The youngest goes first

Take a card from your opponent 

You can either ask if you have a card or 

You can ask if you have a pair in your hand



After testing the game, we realized how you can easily get a pair but not even know it. 

Let’s say you steal an opponent’s card to make a pair, but they also have a pair of that card in their hand. What do you do? 

How far does your integrity go?

Making roommate play my game.


Artists Statement:

My goal from the beginning was to create a game that was simple yet had an interesting twist on an already existing playable game. I was inspired by all of the chess scores and some of the readings. I was especially inspired by Essential Questions of Life Chapter 3, when they showed artwork of objects that already existed but made it useless. I really liked the concept of re-inventing an existing idea but with an interesting spin. That’s when I looked at my deck of cards and thought “How can I introduce an interesting twist to a well known card game?” One of the first games that I thought of was Go Fish because it is a very simple game to play, and it is very important to know what cards you have to get the sets that you need. White chess was a big inspiration to me because it took a very well known game and added one simple change that completely altered the way the game was played.. Everything was white. Similarly, I wanted to change Go Fish.
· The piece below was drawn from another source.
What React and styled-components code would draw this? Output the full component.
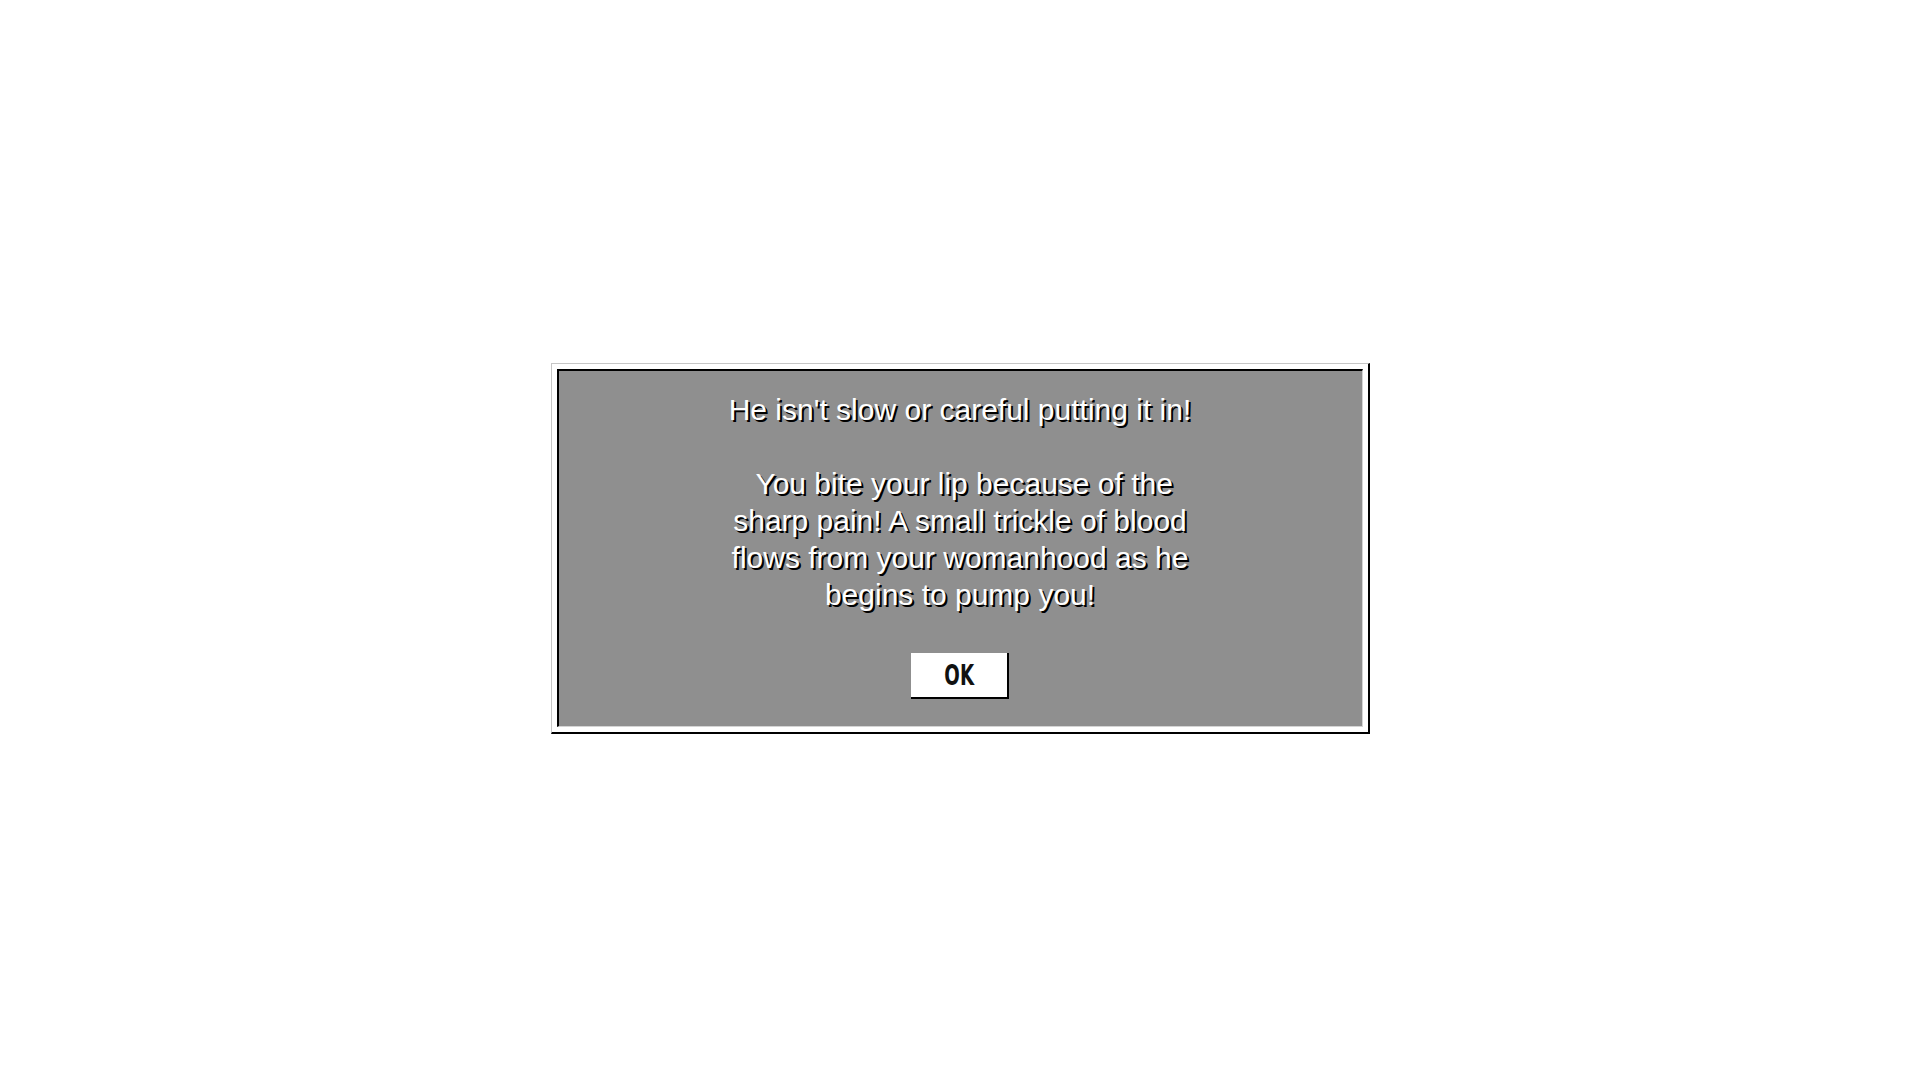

That’s when I had the idea; What if you were not able to see your own cards? I have to admit I thought that it was going to be impossible or extremely difficult to play, but my roommate and I were able to have fun playing the game. Although Go Fish? is a relatively straightforward game, there is still room for interpretation between players. Players are able to decide how they want to play the game and can even add their own rules or playstyles if they want. In creating Go Fish? My goal was to create a game that was both enjoyable and easy to learn and play. I really hope that my game was able to accomplish those goals, and will allow people to see more games in new ways, and create ways to change the game by adding or changing the fundamental rules.